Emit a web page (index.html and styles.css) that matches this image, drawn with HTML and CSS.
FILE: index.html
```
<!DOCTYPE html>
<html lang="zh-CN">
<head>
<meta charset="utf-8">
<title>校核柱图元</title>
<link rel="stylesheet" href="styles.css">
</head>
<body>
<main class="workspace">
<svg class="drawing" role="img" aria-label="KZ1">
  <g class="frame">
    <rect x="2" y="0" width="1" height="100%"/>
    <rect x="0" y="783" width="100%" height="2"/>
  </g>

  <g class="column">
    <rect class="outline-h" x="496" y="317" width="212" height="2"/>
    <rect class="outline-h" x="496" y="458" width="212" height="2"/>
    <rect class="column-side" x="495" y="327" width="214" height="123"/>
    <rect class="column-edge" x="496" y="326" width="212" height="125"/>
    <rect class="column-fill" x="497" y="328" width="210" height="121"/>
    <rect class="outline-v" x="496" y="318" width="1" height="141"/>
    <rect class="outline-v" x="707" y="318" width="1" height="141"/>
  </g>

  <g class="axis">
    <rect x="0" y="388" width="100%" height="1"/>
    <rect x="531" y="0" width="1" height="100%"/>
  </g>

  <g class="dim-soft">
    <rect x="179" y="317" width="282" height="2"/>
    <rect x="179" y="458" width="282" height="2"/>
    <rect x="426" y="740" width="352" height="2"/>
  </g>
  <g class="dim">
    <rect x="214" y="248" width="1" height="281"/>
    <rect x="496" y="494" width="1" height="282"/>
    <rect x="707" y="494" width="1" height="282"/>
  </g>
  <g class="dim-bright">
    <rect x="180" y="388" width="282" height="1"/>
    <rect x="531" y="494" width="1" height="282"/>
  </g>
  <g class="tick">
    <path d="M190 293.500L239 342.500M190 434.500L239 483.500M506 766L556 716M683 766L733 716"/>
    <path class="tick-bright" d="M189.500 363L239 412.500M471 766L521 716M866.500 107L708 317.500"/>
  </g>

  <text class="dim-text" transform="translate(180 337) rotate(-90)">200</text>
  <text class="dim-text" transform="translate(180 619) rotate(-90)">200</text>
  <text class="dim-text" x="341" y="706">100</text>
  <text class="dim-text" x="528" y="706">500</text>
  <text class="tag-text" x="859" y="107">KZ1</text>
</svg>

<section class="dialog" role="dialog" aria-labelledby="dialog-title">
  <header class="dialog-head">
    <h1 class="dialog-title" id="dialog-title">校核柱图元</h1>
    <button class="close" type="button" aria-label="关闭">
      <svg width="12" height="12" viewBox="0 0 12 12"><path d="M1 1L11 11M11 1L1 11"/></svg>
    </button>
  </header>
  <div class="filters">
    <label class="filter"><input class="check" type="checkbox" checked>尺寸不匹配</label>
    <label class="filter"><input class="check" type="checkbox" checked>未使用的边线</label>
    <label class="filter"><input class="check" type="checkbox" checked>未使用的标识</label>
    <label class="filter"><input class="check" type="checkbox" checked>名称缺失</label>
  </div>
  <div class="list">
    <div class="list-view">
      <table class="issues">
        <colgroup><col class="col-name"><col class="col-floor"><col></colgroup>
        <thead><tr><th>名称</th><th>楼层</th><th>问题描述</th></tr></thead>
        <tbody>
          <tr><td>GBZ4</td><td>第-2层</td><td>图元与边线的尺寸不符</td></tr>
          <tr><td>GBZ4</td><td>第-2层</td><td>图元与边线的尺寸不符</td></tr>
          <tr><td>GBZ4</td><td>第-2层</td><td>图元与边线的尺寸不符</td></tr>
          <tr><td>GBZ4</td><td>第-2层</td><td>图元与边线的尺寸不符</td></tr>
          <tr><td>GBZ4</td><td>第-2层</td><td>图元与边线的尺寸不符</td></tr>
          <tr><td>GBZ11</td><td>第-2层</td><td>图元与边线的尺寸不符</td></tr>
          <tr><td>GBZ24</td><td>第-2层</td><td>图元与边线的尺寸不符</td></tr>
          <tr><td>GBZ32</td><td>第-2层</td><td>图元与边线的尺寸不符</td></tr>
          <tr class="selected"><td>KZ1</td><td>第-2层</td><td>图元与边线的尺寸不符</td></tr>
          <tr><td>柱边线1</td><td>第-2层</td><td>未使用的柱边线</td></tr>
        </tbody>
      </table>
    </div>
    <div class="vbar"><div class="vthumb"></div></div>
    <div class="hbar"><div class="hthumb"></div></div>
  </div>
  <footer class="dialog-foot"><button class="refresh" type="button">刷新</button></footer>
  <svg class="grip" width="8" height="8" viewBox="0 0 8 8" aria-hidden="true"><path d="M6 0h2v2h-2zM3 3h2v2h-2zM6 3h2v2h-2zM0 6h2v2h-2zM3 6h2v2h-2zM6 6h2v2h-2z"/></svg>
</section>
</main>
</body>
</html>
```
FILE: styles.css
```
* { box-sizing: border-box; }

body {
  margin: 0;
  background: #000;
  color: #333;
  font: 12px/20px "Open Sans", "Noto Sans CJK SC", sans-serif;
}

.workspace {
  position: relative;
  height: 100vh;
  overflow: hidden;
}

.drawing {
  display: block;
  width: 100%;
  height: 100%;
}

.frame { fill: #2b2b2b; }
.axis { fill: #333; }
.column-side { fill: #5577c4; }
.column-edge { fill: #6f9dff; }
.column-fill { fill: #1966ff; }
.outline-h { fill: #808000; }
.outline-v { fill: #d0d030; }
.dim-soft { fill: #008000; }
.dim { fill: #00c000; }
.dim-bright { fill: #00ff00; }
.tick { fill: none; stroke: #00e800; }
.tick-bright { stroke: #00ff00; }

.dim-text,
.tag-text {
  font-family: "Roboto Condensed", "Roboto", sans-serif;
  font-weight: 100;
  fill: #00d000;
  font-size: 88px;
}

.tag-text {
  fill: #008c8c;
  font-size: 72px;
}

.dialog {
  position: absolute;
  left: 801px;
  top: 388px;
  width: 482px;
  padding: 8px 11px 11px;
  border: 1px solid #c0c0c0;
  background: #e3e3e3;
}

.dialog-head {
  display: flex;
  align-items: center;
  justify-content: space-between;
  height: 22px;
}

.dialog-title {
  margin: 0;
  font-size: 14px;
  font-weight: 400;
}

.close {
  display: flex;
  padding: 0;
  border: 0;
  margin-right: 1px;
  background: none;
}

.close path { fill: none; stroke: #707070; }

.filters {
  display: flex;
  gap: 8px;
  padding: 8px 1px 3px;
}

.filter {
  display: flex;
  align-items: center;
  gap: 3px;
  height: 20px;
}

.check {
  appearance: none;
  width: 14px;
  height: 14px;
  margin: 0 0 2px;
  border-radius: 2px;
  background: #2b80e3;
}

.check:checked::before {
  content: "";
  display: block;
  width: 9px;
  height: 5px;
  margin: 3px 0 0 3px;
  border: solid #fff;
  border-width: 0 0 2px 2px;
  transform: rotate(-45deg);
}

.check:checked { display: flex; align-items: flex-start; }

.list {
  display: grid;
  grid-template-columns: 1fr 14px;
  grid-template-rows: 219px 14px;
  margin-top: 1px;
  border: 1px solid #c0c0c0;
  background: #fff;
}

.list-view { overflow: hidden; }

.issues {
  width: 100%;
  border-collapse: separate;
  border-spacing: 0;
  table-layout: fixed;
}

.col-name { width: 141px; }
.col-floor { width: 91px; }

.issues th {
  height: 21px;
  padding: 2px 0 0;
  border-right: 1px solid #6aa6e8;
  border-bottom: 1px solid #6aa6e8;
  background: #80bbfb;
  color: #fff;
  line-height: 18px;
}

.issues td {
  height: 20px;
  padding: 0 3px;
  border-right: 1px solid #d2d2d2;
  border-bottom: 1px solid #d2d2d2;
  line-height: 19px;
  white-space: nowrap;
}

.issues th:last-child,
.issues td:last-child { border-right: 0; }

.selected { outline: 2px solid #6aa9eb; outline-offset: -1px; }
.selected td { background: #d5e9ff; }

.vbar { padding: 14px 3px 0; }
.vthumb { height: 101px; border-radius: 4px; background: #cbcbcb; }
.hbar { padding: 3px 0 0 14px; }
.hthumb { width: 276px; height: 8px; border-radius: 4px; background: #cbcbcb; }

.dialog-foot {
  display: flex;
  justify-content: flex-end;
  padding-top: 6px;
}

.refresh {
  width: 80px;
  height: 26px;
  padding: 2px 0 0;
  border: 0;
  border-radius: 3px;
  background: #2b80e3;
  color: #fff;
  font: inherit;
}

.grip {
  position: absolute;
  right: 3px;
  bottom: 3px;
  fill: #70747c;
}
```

######

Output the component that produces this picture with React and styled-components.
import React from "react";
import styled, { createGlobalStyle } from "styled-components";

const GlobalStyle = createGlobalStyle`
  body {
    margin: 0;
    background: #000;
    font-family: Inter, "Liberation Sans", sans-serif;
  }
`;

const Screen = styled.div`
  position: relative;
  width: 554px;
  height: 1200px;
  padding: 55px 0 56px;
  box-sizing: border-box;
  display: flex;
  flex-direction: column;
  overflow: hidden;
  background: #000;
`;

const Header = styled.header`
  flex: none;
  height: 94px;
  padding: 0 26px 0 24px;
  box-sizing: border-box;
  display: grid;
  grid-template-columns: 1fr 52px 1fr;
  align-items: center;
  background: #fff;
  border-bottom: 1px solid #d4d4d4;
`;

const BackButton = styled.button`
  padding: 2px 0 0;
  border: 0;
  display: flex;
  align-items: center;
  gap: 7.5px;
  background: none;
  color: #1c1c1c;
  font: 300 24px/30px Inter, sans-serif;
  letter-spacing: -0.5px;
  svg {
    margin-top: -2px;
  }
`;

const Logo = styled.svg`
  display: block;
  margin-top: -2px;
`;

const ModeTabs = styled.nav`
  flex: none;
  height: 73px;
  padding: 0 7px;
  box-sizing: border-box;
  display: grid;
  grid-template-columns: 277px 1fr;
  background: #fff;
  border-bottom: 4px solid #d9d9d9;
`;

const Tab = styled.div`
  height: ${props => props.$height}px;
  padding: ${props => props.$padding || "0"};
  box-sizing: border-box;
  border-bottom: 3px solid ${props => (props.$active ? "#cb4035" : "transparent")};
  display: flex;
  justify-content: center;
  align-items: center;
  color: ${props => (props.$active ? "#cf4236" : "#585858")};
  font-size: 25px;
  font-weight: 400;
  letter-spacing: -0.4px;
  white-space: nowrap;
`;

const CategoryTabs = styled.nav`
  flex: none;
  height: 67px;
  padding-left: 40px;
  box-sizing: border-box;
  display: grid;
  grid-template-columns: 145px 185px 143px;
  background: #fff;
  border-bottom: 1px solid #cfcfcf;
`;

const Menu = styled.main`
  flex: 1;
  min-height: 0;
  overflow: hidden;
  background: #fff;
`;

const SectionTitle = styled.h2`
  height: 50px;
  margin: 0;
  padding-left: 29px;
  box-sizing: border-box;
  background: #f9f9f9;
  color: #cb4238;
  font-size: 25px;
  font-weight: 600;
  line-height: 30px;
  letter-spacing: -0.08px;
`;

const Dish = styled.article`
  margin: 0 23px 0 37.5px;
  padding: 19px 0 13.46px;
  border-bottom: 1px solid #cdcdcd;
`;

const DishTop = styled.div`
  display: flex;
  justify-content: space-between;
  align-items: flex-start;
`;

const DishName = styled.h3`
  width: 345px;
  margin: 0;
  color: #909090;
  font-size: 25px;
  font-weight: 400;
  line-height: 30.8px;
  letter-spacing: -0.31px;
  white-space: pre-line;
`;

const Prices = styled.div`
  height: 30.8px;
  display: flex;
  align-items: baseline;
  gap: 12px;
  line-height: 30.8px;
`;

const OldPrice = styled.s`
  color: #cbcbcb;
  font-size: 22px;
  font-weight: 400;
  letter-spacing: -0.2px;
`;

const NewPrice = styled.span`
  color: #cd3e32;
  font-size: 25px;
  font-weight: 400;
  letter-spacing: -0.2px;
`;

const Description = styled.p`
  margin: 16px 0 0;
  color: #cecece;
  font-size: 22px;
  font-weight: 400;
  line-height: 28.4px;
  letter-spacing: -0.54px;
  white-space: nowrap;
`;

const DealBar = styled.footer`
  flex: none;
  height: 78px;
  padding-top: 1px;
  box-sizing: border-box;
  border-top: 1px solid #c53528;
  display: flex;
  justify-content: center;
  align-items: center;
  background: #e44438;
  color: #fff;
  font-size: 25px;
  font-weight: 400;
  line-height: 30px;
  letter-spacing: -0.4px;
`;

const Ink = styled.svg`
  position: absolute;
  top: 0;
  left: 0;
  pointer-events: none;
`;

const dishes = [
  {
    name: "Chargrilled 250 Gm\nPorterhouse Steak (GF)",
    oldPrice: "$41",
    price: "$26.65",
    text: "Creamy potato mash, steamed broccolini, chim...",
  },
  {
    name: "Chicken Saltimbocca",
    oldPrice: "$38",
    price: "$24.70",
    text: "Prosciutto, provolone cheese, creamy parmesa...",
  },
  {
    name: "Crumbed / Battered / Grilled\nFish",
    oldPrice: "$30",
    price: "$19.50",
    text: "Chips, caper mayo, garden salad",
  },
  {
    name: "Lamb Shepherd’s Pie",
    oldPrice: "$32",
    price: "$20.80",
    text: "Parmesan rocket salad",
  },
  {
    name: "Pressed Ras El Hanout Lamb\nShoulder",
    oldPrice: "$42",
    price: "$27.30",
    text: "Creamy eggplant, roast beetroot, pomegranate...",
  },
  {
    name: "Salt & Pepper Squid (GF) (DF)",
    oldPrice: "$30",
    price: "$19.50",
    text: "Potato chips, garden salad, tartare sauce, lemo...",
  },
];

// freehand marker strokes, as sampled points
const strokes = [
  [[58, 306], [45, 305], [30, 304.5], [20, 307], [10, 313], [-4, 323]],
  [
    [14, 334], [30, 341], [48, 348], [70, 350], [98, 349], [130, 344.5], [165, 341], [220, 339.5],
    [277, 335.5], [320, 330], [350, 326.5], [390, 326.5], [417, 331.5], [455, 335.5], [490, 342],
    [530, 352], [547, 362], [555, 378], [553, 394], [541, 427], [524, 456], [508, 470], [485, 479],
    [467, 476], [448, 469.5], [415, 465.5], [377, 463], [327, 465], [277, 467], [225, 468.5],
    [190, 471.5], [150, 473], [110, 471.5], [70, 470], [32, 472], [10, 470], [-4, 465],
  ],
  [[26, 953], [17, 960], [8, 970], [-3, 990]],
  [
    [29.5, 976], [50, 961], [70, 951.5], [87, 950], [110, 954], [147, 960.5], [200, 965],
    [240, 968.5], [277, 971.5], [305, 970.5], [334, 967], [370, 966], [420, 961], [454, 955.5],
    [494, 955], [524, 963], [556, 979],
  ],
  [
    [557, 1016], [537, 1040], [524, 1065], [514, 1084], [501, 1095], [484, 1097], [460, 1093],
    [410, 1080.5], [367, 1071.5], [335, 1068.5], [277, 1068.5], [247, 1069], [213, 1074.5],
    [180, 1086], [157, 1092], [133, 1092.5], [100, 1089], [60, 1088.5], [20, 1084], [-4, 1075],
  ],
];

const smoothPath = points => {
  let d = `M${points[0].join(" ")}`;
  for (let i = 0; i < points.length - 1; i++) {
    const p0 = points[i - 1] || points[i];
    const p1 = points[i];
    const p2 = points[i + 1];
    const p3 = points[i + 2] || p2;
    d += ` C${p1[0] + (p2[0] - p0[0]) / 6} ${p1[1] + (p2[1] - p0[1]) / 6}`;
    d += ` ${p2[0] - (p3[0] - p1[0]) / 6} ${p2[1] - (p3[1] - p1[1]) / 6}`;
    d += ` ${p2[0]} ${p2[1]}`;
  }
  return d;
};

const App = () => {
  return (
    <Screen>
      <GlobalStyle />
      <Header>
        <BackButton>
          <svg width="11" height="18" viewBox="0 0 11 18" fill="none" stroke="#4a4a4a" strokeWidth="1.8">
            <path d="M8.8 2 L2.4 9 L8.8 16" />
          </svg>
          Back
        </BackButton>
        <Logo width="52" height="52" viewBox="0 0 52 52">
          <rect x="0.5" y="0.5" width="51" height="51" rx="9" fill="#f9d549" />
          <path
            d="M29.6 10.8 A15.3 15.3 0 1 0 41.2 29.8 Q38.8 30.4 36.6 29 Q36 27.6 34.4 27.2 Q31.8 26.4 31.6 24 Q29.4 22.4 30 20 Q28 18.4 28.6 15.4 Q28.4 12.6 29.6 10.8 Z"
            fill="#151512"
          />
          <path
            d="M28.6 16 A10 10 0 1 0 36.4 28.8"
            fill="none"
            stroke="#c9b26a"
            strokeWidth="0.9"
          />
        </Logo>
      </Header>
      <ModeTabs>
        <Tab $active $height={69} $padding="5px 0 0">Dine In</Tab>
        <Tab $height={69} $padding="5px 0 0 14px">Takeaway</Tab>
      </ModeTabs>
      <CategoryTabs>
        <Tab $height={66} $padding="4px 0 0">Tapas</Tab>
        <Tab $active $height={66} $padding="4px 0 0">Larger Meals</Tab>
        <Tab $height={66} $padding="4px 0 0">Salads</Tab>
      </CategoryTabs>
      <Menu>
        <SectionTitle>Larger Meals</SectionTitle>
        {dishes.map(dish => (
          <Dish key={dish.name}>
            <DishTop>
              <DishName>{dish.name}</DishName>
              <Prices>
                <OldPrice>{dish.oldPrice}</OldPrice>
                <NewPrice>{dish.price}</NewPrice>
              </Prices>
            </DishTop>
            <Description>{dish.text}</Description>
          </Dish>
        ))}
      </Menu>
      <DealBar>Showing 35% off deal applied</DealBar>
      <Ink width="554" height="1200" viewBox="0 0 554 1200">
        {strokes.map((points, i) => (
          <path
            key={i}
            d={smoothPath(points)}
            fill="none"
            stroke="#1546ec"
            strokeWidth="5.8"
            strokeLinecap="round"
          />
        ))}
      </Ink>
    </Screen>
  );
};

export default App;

######

:: EXERCISE DESCRIPTION ::
On how many lines does the word "components" appear? Answer with only the number.

:: RESPONSE ::
2